> _SET PROBLEM_
Starting at the top of the listing, extract every line up to and including the one with "const num = (el, name, d)". Pictures stay out of the copy.

> _DATASET SECTION_
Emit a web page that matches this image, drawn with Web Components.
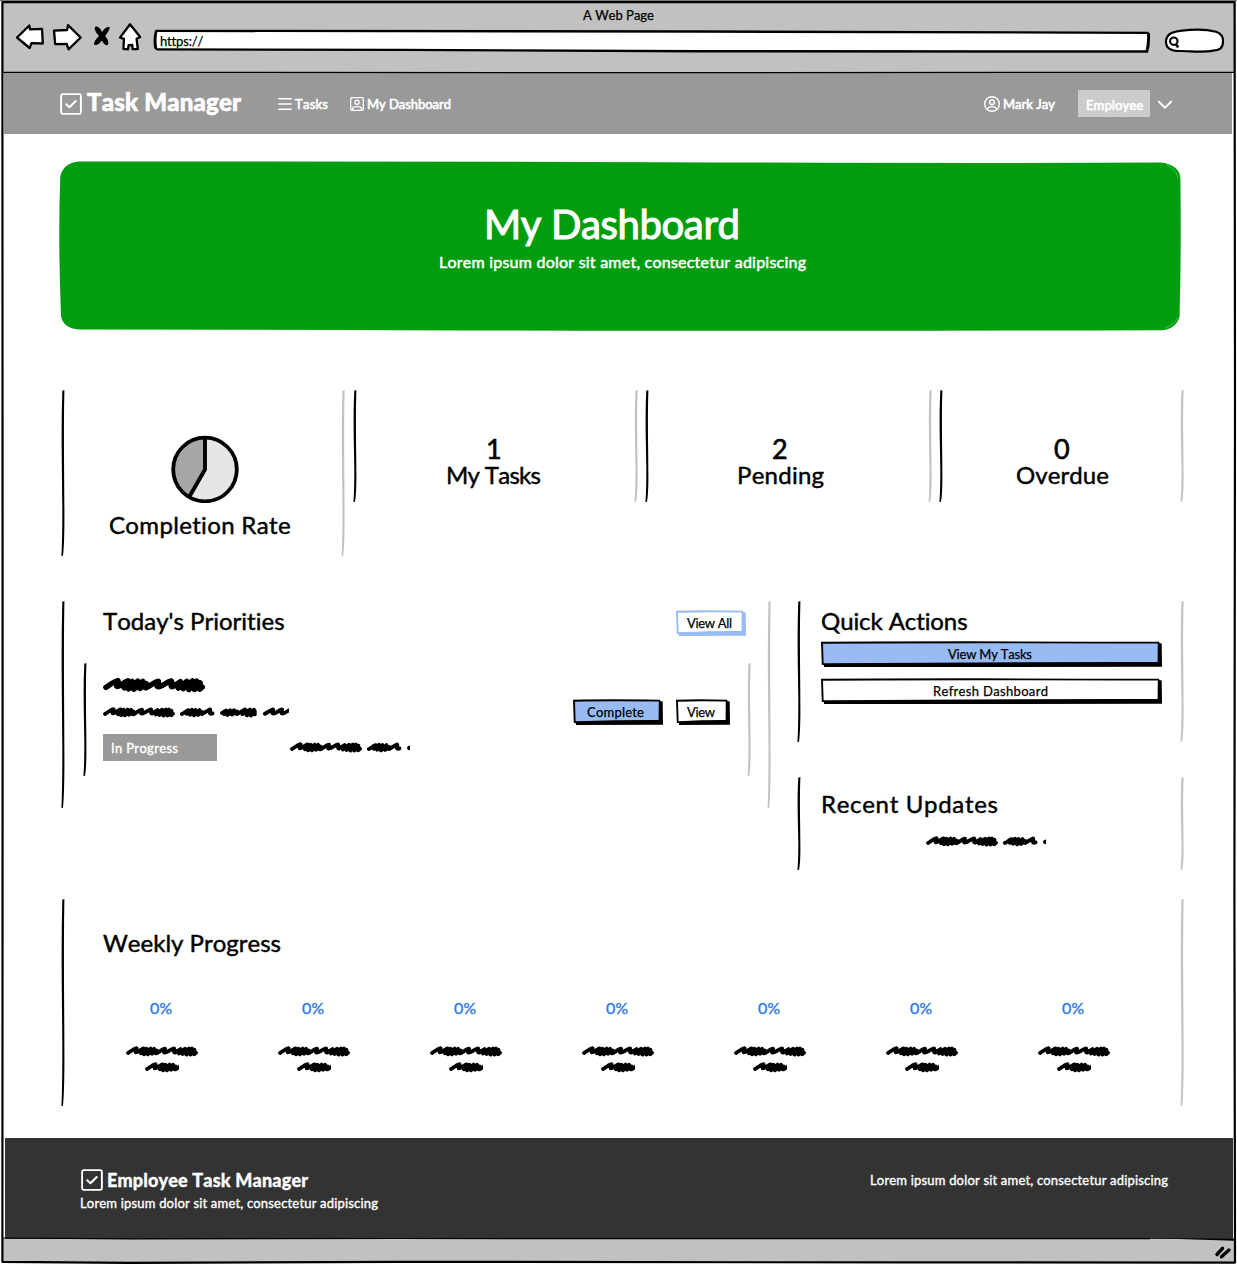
<!DOCTYPE html>
<html lang="en">
<head>
<meta charset="utf-8">
<title>A Web Page</title>
<style>
html,body{margin:0;padding:0;background:#fff}
body{width:1237px;height:1265px;overflow:hidden;font-family:Lato,"Liberation Sans",sans-serif;color:#000}
</style>
</head>
<body>
<app-window></app-window>
<script>
const shadow = (el, html) => { const r = el.attachShadow({mode:'open'}); r.innerHTML = html; return r; };
const num = (el, name, d) => el.hasAttribute(name) ? parseFloat(el.getAttribute(name)) : d;

/* Single line of text set to an exact measure through letter spacing. */
customElements.define('hand-text', class extends HTMLElement {
  connectedCallback() {
    if (this.shadowRoot) return;
    const w = num(this,'w',50), s = num(this,'size',13), h = num(this,'h',20), b = this.hasAttribute('bold');
    const stroke = num(this,'stroke', s > 30 ? 1.1 : s > 20 ? .45 : .35);
    const r = shadow(this, `<style>
      :host{display:block;flex:none;width:${w}px;height:${h}px}
      span{display:inline-block;white-space:nowrap;font-size:${s}px;line-height:${h}px;font-weight:${b?900:400};font-kerning:none;
      -webkit-text-stroke:${stroke}px currentColor}
    </style><span></span>`);
    const span = r.querySelector('span'), t = this.getAttribute('text');
    span.textContent = t;
    if (t.length > 1) {
      const nat = span.getBoundingClientRect().width;
      span.style.letterSpacing = ((w - nat) / (t.length - 1)).toFixed(3) + 'px';
    }
  }
});

/* Scribbled placeholder words, cut at the given width. */
customElements.define('scribble-line', class extends HTMLElement {
  connectedCallback() {
    if (this.shadowRoot) return;
    const w = num(this,'w',72), k = num(this,'scale',1), H = 12 * k;
    shadow(this, `<style>:host{display:block;flex:none;width:${w}px;height:${H}px}svg{display:block;overflow:hidden}</style>
    <svg width="${w}" height="${H}"><g transform="scale(${k}) translate(0 .4)" fill="none" stroke="#000" stroke-width="3.8" stroke-linecap="round" stroke-linejoin="round">
      <path d="M2 7.6C4 6.6 7 3.6 10.5 2.8C11.5 3.7 8.5 6.5 10 7C12 7 14.5 4 17.5 3L15 8L20.5 3.4L18 8.8L24.5 3.2L21.8 9L28 3.4L26 8.4L30.5 5L30 8C33 7 36 3.6 39 3.2C39.5 4.5 36.5 7 39 7.2C42 7 45 3.6 48 3C49.5 4 46.5 6.8 49 7.2L54.5 3.6L53 8.2L59 3.4L56.5 8.6L63 3L60.5 9.2L66 3.2L64.5 9.2L68.5 4.4L68.2 9L70 7.4"/>
      <path d="M78.8 7.6C81 7 83 4.4 85.5 3.8L84 7.5L89 3.4L87 8.4L92.5 3.6L91 9L96.5 3.6L95 8.6L99 5.6L99 7.6L107 3C108.5 4 105 7.2 108 7.4L109.6 7"/>
      <path d="M119 6.6L123 4.2L121.4 7.8L127 3.8L124.5 8.6L131 3.8L129 8.2L134 5L134 7.8L142 3L139.5 7.8L147 3.2L143.8 9L151 3.4L148 9.2L151.8 4.6L151.8 8"/>
      <path d="M161.8 7.4C164 6.8 167 3.6 170 3C171 4 167.5 7 170.5 7.2C173 7 176 3.6 179 3C180 4 176.5 7 179.5 7.2C182 7 185 4 188 3"/>
    </g></svg>`);
  }
});

/* Content area bracketed by a dark and a light hand-drawn edge. */
customElements.define('sketch-card', class extends HTMLElement {
  connectedCallback() {
    if (this.shadowRoot) return;
    const w = num(this,'w',280), h = num(this,'h',100);
    const edge = x => `M${x+.9} .6L${x+3} .2L${x+2.7} ${h*.1}C${x+2.2} ${h*.35} ${x+3.1} ${h*.6} ${x+3} ${h*.8}Q${x+2.8} ${h*.95} ${x+1.5} ${h}L${x} ${h-.2}Q${x+1} ${h*.9} ${x+.9} ${h*.7}C${x+.7} ${h*.5} ${x-.5} ${h*.25} ${x+.9} .6Z`;
    shadow(this, `<style>:host{display:flex;flex-direction:column;flex:none;position:relative;box-sizing:border-box;width:${w}px;height:${h}px}
      svg.edges{position:absolute;left:0;top:0;overflow:visible;pointer-events:none}</style>
      <svg class="edges" width="${w}" height="${h}"><path fill="#000" d="${edge(-.6)}"/><path fill="#c1c1c1" d="${edge(w-3.4)}"/></svg><slot></slot>`);
  }
});

customElements.define('sketch-button', class extends HTMLElement {
  connectedCallback() {
    if (this.shadowRoot) return;
    const w = num(this,'w',70), h = num(this,'h',26), tw = num(this,'tw',40), pl = num(this,'tx',11);
    const fill = this.getAttribute('fill') || '#fff', line = this.getAttribute('line') || '#000';
    shadow(this, `<style>:host{display:flex;flex:none;position:relative;box-sizing:border-box;width:${w}px;height:${h}px;padding-left:${pl}px}
      svg{position:absolute;left:0;top:0}hand-text{position:relative}</style>
      <svg width="${w}" height="${h}">
        <path fill="${line}" d="M0 .8Q${w*.4} -.1 ${w-3} .8L${w-2.6} 2L${w-.3} 2.4L${w} ${h-.2}L3 ${h}L3 ${h-1.7}L.8 ${h-2.2}Z"/>
        <path fill="${fill}" d="M2 2.7Q${w*.4} 1.9 ${w-4.2} 2.6L${w-4.4} ${h-5}Q${w*.55} ${h-5.2} 2.6 ${h-3.8}Z"/>
      </svg><hand-text text="${this.getAttribute('label')}" w="${tw}" h="${h}" stroke=".25"></hand-text>`);
  }
});

const ICONS = {
  check: [22,22,`<rect x="1.1" y="1.1" width="19.8" height="19.8" rx="1.8" stroke-width="1.9"/><path d="M6.2 11.2L9.5 14.3L15.7 8" stroke-width="2"/>`],
  list: [14,14,`<path d="M.3 1.8H13.7M.3 7H13.7M.3 12.2H13.7" stroke-width="1.5" stroke-linecap="butt"/>`],
  badge: [14,14,`<rect x=".7" y=".7" width="12.6" height="12.6" rx="1" stroke-width="1.3"/><circle cx="7" cy="5.3" r="2.1" stroke-width="1.3"/><path d="M2.6 12.8V11.4Q2.8 9.6 7 9.6T11.4 11.4V12.8" stroke-width="1.3"/>`],
  person: [16,16,`<circle cx="8" cy="8" r="7.3" stroke-width="1.4"/><circle cx="8" cy="6.2" r="2.3" stroke-width="1.4"/><path d="M3.6 13.2Q4 10.6 8 10.6T12.4 13.2" stroke-width="1.4"/>`],
  chevron: [16,10,`<path d="M1.8 1.6L8 7.8L14.2 1.6" stroke-width="2"/>`]
};
customElements.define('line-icon', class extends HTMLElement {
  connectedCallback() {
    if (this.shadowRoot) return;
    const [w,h,d] = ICONS[this.getAttribute('name')];
    shadow(this, `<style>:host{display:block;flex:none;width:${w}px;height:${h}px}svg{display:block}</style>
      <svg width="${w}" height="${h}" fill="none" stroke="currentColor" stroke-linecap="round" stroke-linejoin="round">${d}</svg>`);
  }
});

customElements.define('browser-chrome', class extends HTMLElement {
  connectedCallback() {
    shadow(this, `<style>
      :host{display:flex;flex-direction:column;height:73px;background:#c1c1c1;flex:none}
      .title{display:flex;padding:4px 0 0 583px;height:20px;box-sizing:border-box}
      .bar{display:flex;align-items:flex-start}
      svg{display:block;flex:none;overflow:visible}
      .url{width:998px;height:24px;display:grid}
      .url>*{grid-area:1/1}.url hand-text{margin:2px 0 0 7px}
      .search{margin-left:13px}
    </style>
    <div class="title"><hand-text text="A Web Page" w="71" h="19" stroke=".25"></hand-text></div>
    <div class="bar">
      <svg width="153" height="36" viewBox="0 20 153 36" fill="#fff" stroke="#000" stroke-width="2.3" stroke-linejoin="round">
        <path d="M17 37.5L29.3 25.5L30 29.3L42 28.8L42.8 43.5L31.5 43.2L29.6 48Z"/>
        <path d="M54 30.7L67 30L68 25.2L80.7 37.5L68.5 49.3L66.7 43.8L55.2 44.2Z"/>
        <path d="M130 24.3L140.2 37L136.6 38.8L137.8 49L132.6 49.2L132.3 45L128.6 45.2L128 49.3L123.4 48.8L124 38.8L120 37.6Z"/>
        <path fill="#000" stroke="none" d="M95.5 26.5C98 26 100.8 29 102.2 32C103.5 29.5 106.5 26.2 109.8 27.2C109.5 30 107 33.5 105.2 36C107.5 39 109.5 42 107.7 45C105 46 103 42.5 101.8 40.5C100.2 43 97 46.3 94.1 44.4C93.5 42 97 38.3 99 35.8C96.3 33 93.2 28.5 95.5 26.5Z"/>
      </svg>
      <div class="url"><svg width="998" height="36" viewBox="153 20 998 36">
        <path fill="#000" d="M156 29.7L700 30.2L1148 31.8L1150 33.5Q1150.5 45 1148 52.8L700 52.5L400 51L157 50.4L154.3 48.6Q152.6 40 154.8 31Z"/>
        <path fill="#fff" d="M157.3 32L700 32.7L1147 34Q1147.5 43 1145.7 50.2L700 50L400 48.8L157.2 48.2Q155.8 40 157.3 32Z"/></svg>
        <hand-text text="https://" w="43" h="38" stroke=".25"></hand-text></div>
      <svg class="search" width="62" height="36" viewBox="1164 20 62 36" fill="#fff" stroke="#000" stroke-width="2.2">
        <path d="M1166 42C1166 33 1174 31.5 1182 30.6C1195 29 1207 29.3 1216 31.7C1221 33.3 1223.5 37 1223 42C1223 48.5 1219 50 1213 50.7C1203 52.7 1191 51 1180 51C1171 51.3 1166 48 1166 42Z"/>
        <circle cx="1173.8" cy="41.2" r="3.7" stroke-width="2.1"/><path d="M1175.5 44L1178.3 47.4" stroke-width="2.6"/>
      </svg>
    </div>`);
  }
});

customElements.define('app-nav', class extends HTMLElement {
  connectedCallback() {
    shadow(this, `<style>
      :host{display:flex;align-items:center;height:61px;margin:0 5px 0 4px;background:#999;color:#fff;flex:none;padding-left:56px;box-sizing:border-box}
      .tag{display:flex;align-items:center;background:#ccc;width:72px;height:27px;box-sizing:border-box;padding-left:8px;margin-left:23px}
      .a{margin-left:5px;margin-top:-3px}.n{margin:-2px 0 0 3px}
    </style>
    <line-icon name="check"></line-icon><hand-text class="a" text="Task Manager" bold w="154" size="24" h="34" stroke=".6"></hand-text>
    <line-icon name="list" style="margin-left:37px"></line-icon><hand-text class="n" text="Tasks" w="33" stroke=".6"></hand-text>
    <line-icon name="badge" style="margin-left:22px"></line-icon><hand-text class="n" text="My Dashboard" w="84" stroke=".6"></hand-text>
    <line-icon name="person" style="margin-left:533px"></line-icon><hand-text class="n" text="Mark Jay" w="52" stroke=".6"></hand-text>
    <div class="tag"><hand-text text="Employee" w="57" stroke=".6"></hand-text></div>
    <line-icon name="chevron" style="margin-left:7px;margin-top:3px"></line-icon>`);
  }
});

customElements.define('hero-banner', class extends HTMLElement {
  connectedCallback() {
    shadow(this, `<style>
      :host{display:grid;width:1122px;height:170px;color:#fff;flex:none}
      svg,.t{grid-area:1/1}.t{display:flex;flex-direction:column;padding-top:39px}
    </style>
    <svg width="1122" height="170"><path fill="#009e0f" d="M20 .6Q300 0 600 1.2T1102 1.6Q1121 4 1121.4 18Q1122.4 90 1120.5 156Q1117 168 1103 169.2Q600 170.5 300 169L20 168.6Q4 167 2 155Q-1 80 1.2 16Q4 2 20 .6Z"/>
    <path fill="none" stroke="#fff" stroke-width=".6" opacity=".45" d="M1107 4Q1118 8 1119 18M1106 167Q1116 164 1119 156"/></svg>
    <div class="t"><hand-text text="My Dashboard" w="256" size="40" h="48" style="margin-left:425px"></hand-text>
    <hand-text text="Lorem ipsum dolor sit amet, consectetur adipiscing" w="367" size="16" h="24" stroke=".5" style="margin:2px 0 0 380px"></hand-text></div>`);
  }
});

customElements.define('stat-card', class extends HTMLElement {
  connectedCallback() {
    const a = k => this.getAttribute(k);
    shadow(this, `<style>:host{display:block;flex:none}</style>
    <sketch-card w="${a('w')}" h="112"><hand-text text="${a('value')}" w="16" size="27" h="26" stroke=".6" style="margin:46px 0 0 ${a('vx')}px"></hand-text>
    <hand-text text="${a('label')}" w="${a('tw')}" size="24" h="26" style="margin-left:${a('tx')}px"></hand-text></sketch-card>`);
  }
});

customElements.define('day-progress', class extends HTMLElement {
  connectedCallback() {
    shadow(this, `<style>:host{display:flex;flex-direction:column;width:152px;flex:none}</style>
    <hand-text text="0%" w="22" size="16" h="22" style="color:#2b78e4;margin-left:24px"></hand-text>
    <scribble-line w="72" style="margin-top:26px"></scribble-line>
    <scribble-line w="34" style="margin:4px 0 0 19px"></scribble-line>`);
  }
});

customElements.define('app-footer', class extends HTMLElement {
  connectedCallback() {
    shadow(this, `<style>
      :host{display:flex;height:101px;margin:0 4px 0 5px;background:#333;color:#fff;flex:none;box-sizing:border-box;padding:31px 0 0 75px}
      .row{display:flex;align-items:center;height:22px}.l{width:790px}
    </style>
    <div class="l"><div class="row"><line-icon name="check" style="margin-left:1px"></line-icon><hand-text text="Employee Task Manager" bold w="201" size="18" h="22" stroke=".3" style="margin-left:4px"></hand-text></div>
    <hand-text text="Lorem ipsum dolor sit amet, consectetur adipiscing" w="298" h="24"></hand-text></div>
    <hand-text text="Lorem ipsum dolor sit amet, consectetur adipiscing" w="298" h="22"></hand-text>`);
  }
});

customElements.define('dashboard-page', class extends HTMLElement {
  connectedCallback() {
    const days = '<day-progress></day-progress>'.repeat(7);
    shadow(this, `<style>
      :host{display:flex;flex-direction:column;height:1004px;flex:none;box-sizing:border-box;padding:27px 0 0 59px}
      .row{display:flex;align-items:flex-start;flex:none}
      .stats{margin:59px 0 0 3px;height:166px}
      .panels{margin:45px 0 0 3px;height:269px;gap:27px}
      .right{display:flex;flex-direction:column;gap:35px}
      .tag{display:flex;align-items:center;width:114px;height:27px;background:#999;color:#fff;box-sizing:border-box;padding-left:8px}
    </style>
    <hero-banner></hero-banner>
    <div class="row stats">
      <sketch-card w="283" h="166">
        <svg width="68" height="68" viewBox="0 0 68 68" style="margin:45px 0 0 109px;flex:none">
          <circle cx="34" cy="34.5" r="31.8" fill="#e6e6e6"/><path fill="#a6a6a6" d="M34 34.5V2.7A31.8 31.8 0 0 0 18.2 62Z"/>
          <circle cx="34" cy="34.5" r="31.8" fill="none" stroke="#000" stroke-width="3.8"/><path d="M34 3V34.5L18.2 62" fill="none" stroke="#000" stroke-width="3.9"/></svg>
        <hand-text text="Completion Rate" w="182" size="24" h="30" style="margin:7px 0 0 47px"></hand-text>
      </sketch-card>
      <stat-card w="284" value="1" label="My Tasks" vx="132" tw="95" tx="92" style="margin-left:9px"></stat-card>
      <stat-card w="286" value="2" label="Pending" vx="126" tw="87" tx="91" style="margin-left:8px"></stat-card>
      <stat-card w="244" value="0" label="Overdue" vx="114" tw="93" tx="76" style="margin-left:8px"></stat-card>
    </div>
    <div class="row panels">
      <sketch-card w="709" h="207">
        <div class="row" style="padding:9px 0 0 41px;height:62px;box-sizing:border-box">
          <hand-text text="Today's Priorities" w="182" size="24" h="22"></hand-text>
          <sketch-button label="View All" w="70" h="26" tw="45" tx="11" line="#97bbf2" style="margin-left:391px"></sketch-button>
        </div>
        <sketch-card w="667" h="113" style="margin-left:22px">
          <div class="row" style="padding:13px 0 0 19px;height:36px;box-sizing:border-box"><scribble-line w="102" scale="1.42"></scribble-line></div>
          <div class="row" style="padding-left:19px;height:35px">
            <scribble-line w="186" style="margin-top:7px"></scribble-line>
            <sketch-button label="Complete" w="90" h="26" tw="57" tx="14" fill="#97bbf2" style="margin-left:284px"></sketch-button>
            <sketch-button label="View" w="54" h="26" tw="28" tx="11" style="margin-left:13px"></sketch-button>
          </div>
          <div class="row" style="padding-left:19px">
            <div class="tag"><hand-text text="In Progress" w="67" h="27" stroke=".4" style="margin-top:2px"></hand-text></div>
            <scribble-line w="120" style="margin:7px 0 0 73px"></scribble-line>
          </div>
        </sketch-card>
      </sketch-card>
      <div class="right">
        <sketch-card w="386" h="141">
          <hand-text text="Quick Actions" w="147" size="24" h="30" style="margin:5px 0 0 23px"></hand-text>
          <sketch-button label="View My Tasks" w="341" h="26" tw="84" tx="127" fill="#97bbf2" style="margin:5px 0 0 23px"></sketch-button>
          <sketch-button label="Refresh Dashboard" w="341" h="26" tw="115" tx="112" style="margin:11px 0 0 23px"></sketch-button>
        </sketch-card>
        <sketch-card w="386" h="93">
          <hand-text text="Recent Updates" w="177" size="24" h="30" style="margin:12px 0 0 23px"></hand-text>
          <scribble-line w="120" style="margin:16px 0 0 128px"></scribble-line>
        </sketch-card>
      </div>
    </div>
    <sketch-card w="1122" h="207" style="margin:29px 0 0 3px">
      <hand-text text="Weekly Progress" w="178" size="24" h="30" style="margin:29px 0 0 41px"></hand-text>
      <div class="row" style="margin:39px 0 0 64px">${days}</div>
    </sketch-card>`);
  }
});

customElements.define('app-window', class extends HTMLElement {
  connectedCallback() {
    shadow(this, `<style>
      :host{display:flex;flex-direction:column;width:1237px;height:1265px;position:relative;background:#fff;overflow:hidden}
      .status{height:24px;background:#c1c1c1;flex:none}
      .frame{position:absolute;left:0;top:0;pointer-events:none}
    </style>
    <browser-chrome></browser-chrome><app-nav></app-nav><dashboard-page></dashboard-page><app-footer></app-footer>
    <div class="status"></div>
    <svg class="frame" width="1237" height="1265" fill="none" stroke="#000">
      <path stroke="#fff" stroke-width="2" d="M.8 0V1265M1236.6 0V1265"/>
      <path stroke="#fff" stroke-width="1.6" d="M0 1264.4H1237"/>
      <path stroke="#777" stroke-width="1.2" d="M0 .6H1237"/>
      <path stroke-width="2.2" stroke-linejoin="round" d="M2.4 2.2H1234.6L1235 400L1234.4 900L1235 1262.6L900 1262.4L400 1261.8L130 1262.8L2.4 1261.8L2.6 700Z"/>
      <path stroke-width="1.2" d="M3 72.3L600 72.6L1234 72.4"/>
      <path stroke-width="1.2" d="M3 1238L130 1238.8L400 1238.5L1150 1238.7"/>
      <path fill="#000" stroke="none" d="M1148 1237.9L1234 1238.8V1240.8Z"/>
      <path stroke-width="3.4" stroke-linecap="round" d="M1217 1254.5L1222.5 1248.3M1221.5 1256.8L1229 1250"/>
    </svg>`);
  }
});
</script>
</body>
</html>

> _FINAL RESULT_
Emit a web page that matches this image, drawn with Web Components.
<!DOCTYPE html>
<html lang="en">
<head>
<meta charset="utf-8">
<title>A Web Page</title>
<style>
html,body{margin:0;padding:0;background:#fff}
body{width:1237px;height:1265px;overflow:hidden;font-family:Lato,"Liberation Sans",sans-serif;color:#000}
</style>
</head>
<body>
<app-window></app-window>
<script>
const shadow = (el, html) => { const r = el.attachShadow({mode:'open'}); r.innerHTML = html; return r; };
const num = (el, name, d) => el.hasAttribute(name) ? parseFloat(el.getAttribute(name)) : d;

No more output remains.